Russian Prime Minister Vladimir Putin pledged to reduce taxation on the industry as Russia, the world's biggest oil exporter after Saudi Arabia, faces the first annual production decline in a decade.

Volatility Drops

Oil's volatility on a 10-day basis dropped by more than 17 percentage points today, according to data compiled by Bloomberg. Volatility is a measure of how far the price of a commodity deviates from average closing prices over a period of time, such as 10 or 30 days.

Oil futures traded in New York veered 38 percent from the 10-day average, as of 2:27 p.m. New York time. They strayed 63 percent from the average on June 13, the highest volatility since January 2007.

Gasoline for July delivery fell 11.41 cents, or 3.3 percent, to settle at $3.3526 a gallon in New York.
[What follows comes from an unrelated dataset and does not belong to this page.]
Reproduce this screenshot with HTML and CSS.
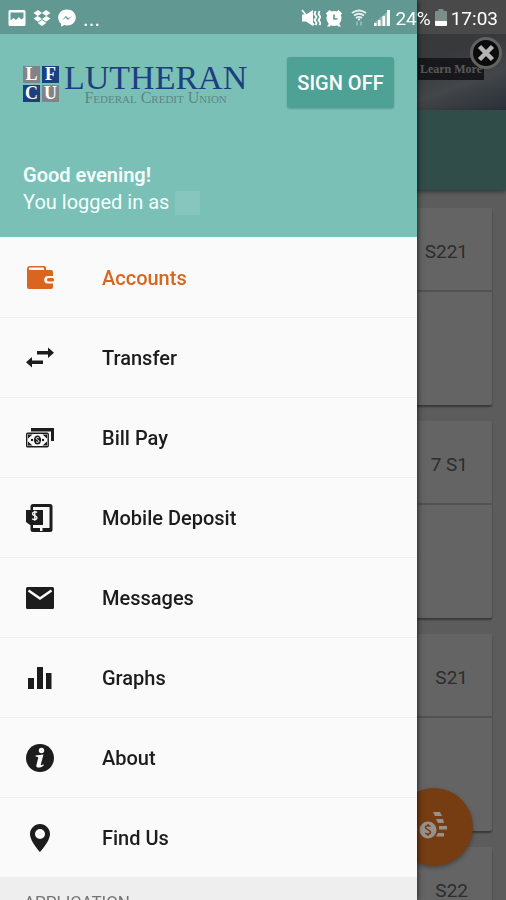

Futures reached a record $3.5762 a gallon on June 16. Heating oil for July delivery dropped 14.65 cents, or 3.8 percent, to close at $3.7135 a gallon in New York.
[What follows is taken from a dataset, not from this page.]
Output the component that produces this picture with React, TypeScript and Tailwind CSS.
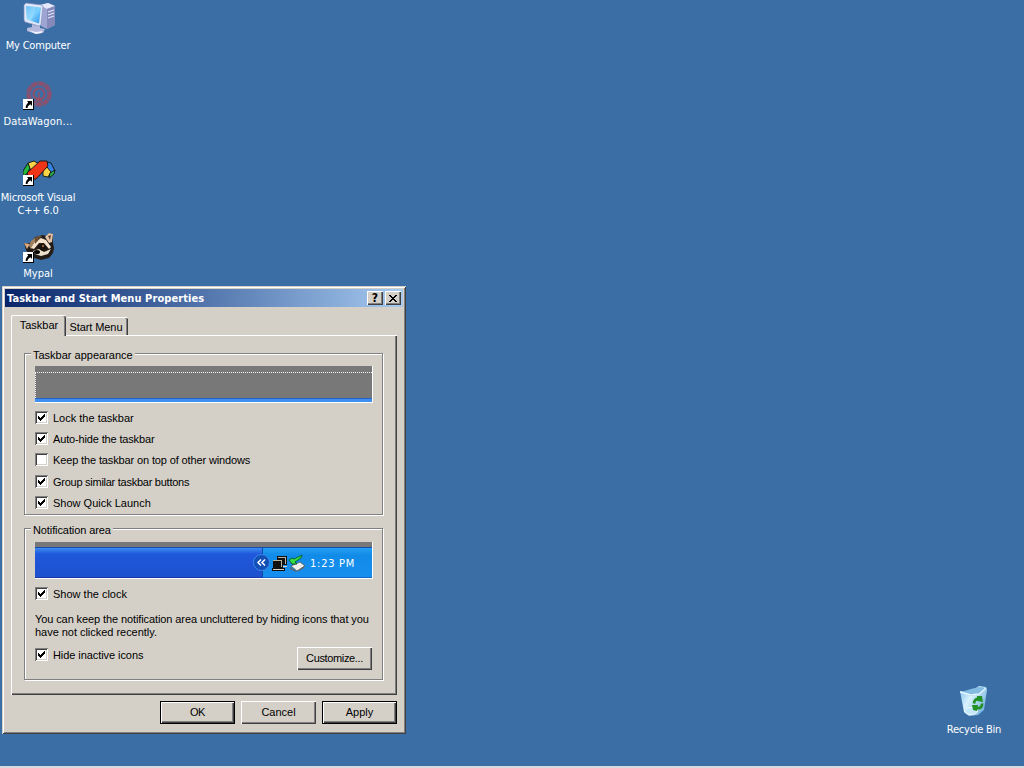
import type { ReactNode } from "react";

const SANS = "font-['Liberation_Sans',Arial,sans-serif]";
const TAHOMA = "font-['DejaVu_Sans_Condensed','DejaVu_Sans',sans-serif]";

const raised =
  "bg-[#d4d0c8] shadow-[inset_1px_1px_0_#fff,inset_-1px_-1px_0_#404040,inset_-2px_-2px_0_#808080]";

function ShortcutArrow() {
  return (
    <g>
      <rect x="0" y="22" width="11" height="11" fill="#000" />
      <rect x="0" y="22" width="10" height="10" fill="#fff" />
      <path d="M4 24h5v5l-1.700-1.700C5.500 28.500 4.500 29.500 4.500 31H2.800c-.3-2 .8-4 2.500-5.400z" fill="#000" />
    </g>
  );
}

function ComputerIcon() {
  return (
    <svg width="34" height="34" viewBox="0 0 34 34">
      <defs>
        <linearGradient id="scr" x1="0" y1="0" x2="1" y2="1">
          <stop offset="0" stopColor="#3ba6f0" />
          <stop offset=".5" stopColor="#7dd2ff" />
          <stop offset="1" stopColor="#2b8fe6" />
        </linearGradient>
      </defs>
      <path d="M17 3l8-2 7 3v19l-8 4-6-3z" fill="#9fa5d2" />
      <path d="M17 3l8-2 7 3-8 3z" fill="#e6e9f9" />
      <path d="M24 7l8-3v19l-8 4z" fill="#8489ba" />
      <path d="M25 10l6-2M25 13l6-2M25 16l6-2" stroke="#dfe4ff" strokeWidth="1.300" />
      <path d="M9 21l8 2v3l5 1-2 4-7 1-9-3v-3l5-1z" fill="#b3b8dc" />
      <path d="M5 28l8 2 7-1-2 2-5 1z" fill="#f2f3fc" />
      <path d="M1 3l2-2 16 2 1 2-2 18-2 1-14-4-1-2z" fill="#dfe6f8" stroke="#7f8cbc" strokeWidth=".7" />
      <path d="M3 4l15 1.500-2 16-12-4z" fill="url(#scr)" />
      <path d="M3 4l10 1-5 14-4-1.500z" fill="#b7e9ff" opacity=".4" />
    </svg>
  );
}

function DataWagonIcon() {
  return (
    <svg width="34" height="34" viewBox="0 0 34 34">
      <g fill="none" stroke="#a04a60">
        <circle cx="16" cy="17" r="10.500" strokeWidth="4.500" opacity=".45" />
        <circle cx="16" cy="17" r="10.500" strokeWidth="4" strokeDasharray="5 2" opacity=".6" />
        <circle cx="16" cy="17" r="5.500" strokeWidth="2.200" opacity=".8" />
        <path d="M16 15v11M13 25l3-5 3 5" strokeWidth="1.600" opacity=".8" />
      </g>
      <ShortcutArrow />
    </svg>
  );
}

function VisualCIcon() {
  return (
    <svg width="34" height="34" viewBox="0 0 34 34">
      <g stroke="#111" strokeWidth=".9" strokeLinejoin="round">
        <path d="M0 18l5-8 2 5-3 6-4 2z" fill="#25b83d" />
        <path d="M5 10l6-2 5 3-3 5-5 2z" fill="#f6d548" />
        <path d="M24 9l4 1 4 8-4 2-4-5z" fill="#3484e8" />
        <path d="M20 18l4-4 4 5-3 5-5-1z" fill="#f6d548" />
        <path d="M27 20l5-3-1 4-5 4z" fill="#29b34b" />
        <path d="M17 8l7 0 1 5-12 13-7 0-2-6z" fill="#ee3518" />
      </g>
      <ShortcutArrow />
    </svg>
  );
}

function RaccoonIcon() {
  return (
    <svg width="34" height="34" viewBox="0 0 34 34">
      <path d="M1 13l6 0 5-6 8-2 3 1 3-3 4 1 0 9 1 5-1 5-4 5-8 2-10-3-5-7z" fill="#241d17" />
      <path d="M22 7l4-4 4 1-1 8-3 1z" fill="#e3c3aa" />
      <path d="M25 6l3-1-1 5z" fill="#65452d" />
      <path d="M1 13l6 1-3 5z" fill="#d5aa85" />
      <path d="M8 11l5-4 5-1-7 9-3 4-2-3z" fill="#a08260" />
      <path d="M18 8l5 2 5 7-2 2-5-6-5 0-5 6-3-1 4-6z" fill="#f5e3cd" />
      <path d="M10 21l6-2 5 3 7-3-3 5-7 2-6-2z" fill="#eee0cb" />
      <path d="M12 7l7-1-7 8z" fill="#684c34" />
      <path d="M14 17l4-3 5 2 2 3-6 2z" fill="#19130e" />
      <ellipse cx="14" cy="22" rx="3" ry="2" fill="#080807" />
      <circle cx="20" cy="16" r="1" fill="#b67b3f" />
      <ShortcutArrow />
    </svg>
  );
}

function RecycleIcon() {
  return (
    <svg width="34" height="34" viewBox="0 0 34 34">
      <defs>
        <linearGradient id="bin" x1="0" y1="0" x2="1" y2=".6">
          <stop offset="0" stopColor="#80c0e8" />
          <stop offset=".45" stopColor="#d9f2ff" />
          <stop offset="1" stopColor="#74b3dc" />
        </linearGradient>
      </defs>
      <path d="M1 6l11 1 8-6 7 1 1 3-3 20-6 5-9 1-5-4z" fill="url(#bin)" />
      <path d="M2 7l10-3 8-2 7 1-7 6-8 2z" fill="#84bbe0" />
      <path d="M1 7l11 3 8-1 7-6" fill="none" stroke="#e5f7ff" strokeWidth="1.300" />
      <ellipse cx="12" cy="26" rx="6.500" ry="3.500" fill="#c5e7fa" stroke="#edfaff" />
      <g fill="none" stroke="#239226" strokeWidth="2.800">
        <path d="M15 18.500q.5-5 5.500-4.500" />
        <path d="M23 18.500q.5 5-5 4.500" />
      </g>
      <path d="M18 11l5 0 1 6-6-1zM13 20l6 0-1 6-4-1z" fill="#239226" />
    </svg>
  );
}

function DesktopIcon({ place, icon, children }: { place: string; icon: ReactNode; children: ReactNode }) {
  return (
    <div className={`absolute flex w-[78px] flex-col items-center text-center text-[11px] leading-[13px] whitespace-nowrap text-white ${TAHOMA} ${place}`}>
      <div className="ml-[4px]">{icon}</div>
      {children}
    </div>
  );
}

function Check({ label, checked = true, className = "", track }: { label: string; checked?: boolean; className?: string; track: string }) {
  return (
    <div className={`flex h-[13px] items-start ${className}`}>
      <span className="flex size-[13px] shrink-0 items-center justify-center bg-white shadow-[inset_1px_1px_0_#808080,inset_-1px_-1px_0_#fff,inset_2px_2px_0_#404040,inset_-2px_-2px_0_#d4d0c8]">
        {checked && (
          <svg width="7" height="7" viewBox="0 0 7 7" shapeRendering="crispEdges">
            <path d="M0 2h1v1h1v1h1v-1h1v-1h1v-1h1v-1h1v3h-1v1h-1v1h-1v1h-1v1h-1v-1h-1v-1h-1z" fill="#000" />
          </svg>
        )}
      </span>
      <span className={`mt-px ml-[5px] whitespace-nowrap ${track}`}>{label}</span>
    </div>
  );
}

function Group({ title, className, children, track }: { title: string; className: string; children: ReactNode; track: string }) {
  return (
    <section className={`relative w-[359px] border border-[#808080] px-[10px] shadow-[1px_1px_0_#fff,inset_1px_1px_0_#fff] ${className}`}>
      <h2 className={`absolute -top-[5px] left-[6px] bg-[#d4d0c8] px-[2px] leading-[13px] whitespace-nowrap ${track}`}>{title}</h2>
      {children}
    </section>
  );
}

function Button({ label, strong = false, className = "" }: { label: string; strong?: boolean; className?: string }) {
  return (
    <button className={`flex h-[23px] w-[75px] items-center justify-center ${strong ? "border border-black" : ""} ${raised} ${className}`}>
      {label}
    </button>
  );
}

function TrayIcons() {
  return (
    <svg className="shrink-0" width="58" height="22" viewBox="0 0 58 22">
      <circle cx="9.500" cy="10.500" r="8" fill="#1250b8" stroke="#3c8be8" />
      <path d="M9 7.500L6 10.500l3 3M13 7.500L10 10.500l3 3" fill="none" stroke="#fff" strokeWidth="1.500" />
      <g shapeRendering="crispEdges">
        <path d="M25 4h10v9h-10z" fill="#111" />
        <path d="M26 5h8v1h-8zM33 6h1v6h-1z" fill="#b9b4a0" />
        <path d="M21 8h10v8h-10z" fill="#111" />
        <path d="M21 8h9v1h-9zM29 9h1v6h-1z" fill="#b9b4a0" />
        <path d="M20 16h13v3H20z" fill="#111" />
        <path d="M21 17h11v1H21zM31 14h4v1h-4z" fill="#d5d0bd" />
      </g>
      <path d="M39 14l9-4 5 4-8 5z" fill="#eee" stroke="#555" strokeWidth=".8" />
      <path d="M38 15l6 4v1l-6-3zM45 19l7-5v2l-7 4z" fill="#666" />
      <path d="M37 8l3-2 2 1 8-4-1 3-6 4 2 2-5 0z" fill="#35dc44" stroke="#064c18" strokeWidth=".8" />
    </svg>
  );
}

export default function App() {
  return (
    <main className={`relative h-[768px] w-[1024px] overflow-hidden border-b-2 border-[#d8dce0] bg-[#3a6ea5] text-[11px] leading-[13px] text-black ${SANS}`}>
      <DesktopIcon place="-left-px top-[2px]" icon={<ComputerIcon />}><div className="mt-[3px] tracking-[-0.2px]">My Computer</div></DesktopIcon>
      <DesktopIcon place="-left-px top-[77px]" icon={<DataWagonIcon />}><div className="mt-[4px] tracking-[0.2px]">DataWagon...</div></DesktopIcon>
      <DesktopIcon place="-left-px top-[153px]" icon={<VisualCIcon />}><div className="mt-[4px] tracking-[-0.2px]">Microsoft Visual<br />C++ 6.0</div></DesktopIcon>
      <DesktopIcon place="-left-px top-[230px]" icon={<RaccoonIcon />}><div className="mt-[3px]">Mypal</div></DesktopIcon>
      <DesktopIcon place="left-[935px] top-[685px]" icon={<RecycleIcon />}><div className="mt-[4px] tracking-[-0.25px]">Recycle Bin</div></DesktopIcon>

      <div className="absolute top-[286px] left-[2px] h-[448px] w-[404px] bg-[#d4d0c8] p-[3px] shadow-[inset_1px_1px_0_#d4d0c8,inset_-1px_-1px_0_#404040,inset_2px_2px_0_#fff,inset_-2px_-2px_0_#808080]">
        <header className={`flex h-[18px] items-center bg-linear-to-r from-[#0a246a] to-[#a6caf0] pr-[2px] pl-[2px] font-bold text-white ${TAHOMA}`}>
          <h1 className="flex-1 tracking-[0.07px] whitespace-nowrap">Taskbar and Start Menu Properties</h1>
          <button className={`mr-[2px] flex h-[14px] w-4 items-center justify-center text-[12px] leading-none text-black ${raised}`}>?</button>
          <button className={`flex h-[14px] w-4 items-center justify-center ${raised}`}>
            <svg width="8" height="7" viewBox="0 0 8 7" shapeRendering="crispEdges">
              <path d="M0 0h2v1h1v1h2v-1h1v-1h2v1h-1v1h-1v1h-1v1h1v1h1v1h1v1h-2v-1h-1v-1h-2v1h-1v1h-2v-1h1v-1h1v-1h1v-1h-1v-1h-1v-1h-1z" fill="#000" />
            </svg>
          </button>
        </header>

        <div className="mt-[8px] ml-[6px] flex h-[20px] items-end">
          <div className="relative z-10 -mb-px flex h-[21px] w-[55px] justify-center rounded-t-[2px] border-t border-l border-white bg-[#d4d0c8] pt-[3px] shadow-[inset_-1px_0_0_#404040,inset_-2px_0_0_#808080]">Taskbar</div>
          <div className="flex h-[18px] w-[62px] justify-center rounded-t-[2px] border-t border-white pt-[3px] pr-[2px] tracking-[-0.1px] whitespace-nowrap shadow-[inset_-1px_0_0_#404040,inset_-2px_0_0_#808080]">Start Menu</div>
        </div>

        <div className="ml-[6px] h-[360px] w-[386px] border-t border-l border-white pt-[17px] pl-[12px] shadow-[inset_-1px_-1px_0_#404040,inset_-2px_-2px_0_#808080]">
          <Group title="Taskbar appearance" className="h-[162px] pt-[12px]" track="tracking-[0px]">
            <div className="flex h-[37px] w-[338px] flex-col border-r border-b border-white bg-[#787878] pt-[6px]">
              <div className="flex-1 border-t border-l border-dotted border-[#f4f4f4]" />
              <div className="h-[4px] border-t border-[#2a62c8] bg-[#3f8ff0]" />
            </div>
            <Check label="Lock the taskbar" className="mt-[8px]" track="tracking-[0px]" />
            <Check label="Auto-hide the taskbar" className="mt-[8px]" track="tracking-[-0.15px]" />
            <Check label="Keep the taskbar on top of other windows" checked={false} className="mt-[8px]" track="tracking-[-0.13px]" />
            <Check label="Group similar taskbar buttons" className="mt-[9px]" track="tracking-[-0.26px]" />
            <Check label="Show Quick Launch" className="mt-[8px]" track="tracking-[0px]" />
          </Group>

          <Group title="Notification area" className="mt-[13px] h-[152px] pt-[13px]" track="tracking-[-0.1px]">
            <div className="h-[37px] w-[338px] border-r border-b border-white bg-[#787878] pt-[5px]">
              <div className="flex h-[31px] border-t border-[#164bb0] bg-linear-to-b from-[#3f8cf0] via-[#2058dc] via-20% to-[#1d50cc]">
                <div className="w-[227px] border-b border-[#183aa2]" />
                <div className="flex flex-1 items-center border-b border-l border-b-[#1268c4] border-l-[#1045a0] bg-linear-to-b from-[#23a0f4] via-[#118be8] via-25% to-[#168ff0]">
                  <div className="-ml-[11px] flex items-center">
                    <TrayIcons />
                    <span className={`mt-px tracking-[0.75px] whitespace-nowrap text-white ${TAHOMA}`}>1:23 PM</span>
                  </div>
                </div>
              </div>
            </div>
            <Check label="Show the clock" className="mt-[8px]" track="tracking-[0px]" />
            <p className="mt-[13px] whitespace-nowrap"><span className="tracking-[-0.1px]">You can keep the notification area uncluttered by hiding icons that you</span><br /><span className="tracking-[-0.03px]">have not clicked recently.</span></p>
            <div className="mt-[8px] flex items-start">
              <Check label="Hide inactive icons" className="mt-px flex-1" track="tracking-[-0.07px]" />
              <Button label="Customize..." className="tracking-[-0.35px]" />
            </div>
          </Group>
        </div>

        <footer className="mt-[6px] flex justify-end gap-[6px] pr-[6px]">
          <Button label="OK" strong className="tracking-[-0.4px]" />
          <Button label="Cancel" />
          <Button label="Apply" strong />
        </footer>
      </div>
    </main>
  );
}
The profit margin, or crack spread, for making three barrels of crude into one of heating oil and two of gasoline has dropped 21 percent in five days. The margin is $13.873 at 3:12 p.m. today, the lowest since May 8, based on futures prices.

`High Rates'

``Refiners aren't going to run at high rates because of these low margins,'' said Peter Beutel, president of energy consultant Cameron Hanover Inc. in New Canaan, Connecticut. ``We need to see these margins improve or we'll end up with higher diesel and gasoline prices.''

Natural gas in New York declined after an Energy Department report showed that U.S. inventories advanced 57 billion cubic feet to 1.943 trillion cubic feet last week. Analysts forecast an increase of 58 billion cubic feet, according to the median of 23 estimates compiled by Bloomberg News.

Natural gas for July delivery fell 34.9 cents, or 2.6 percent, to settle at $12.861 per million British thermal units in New York.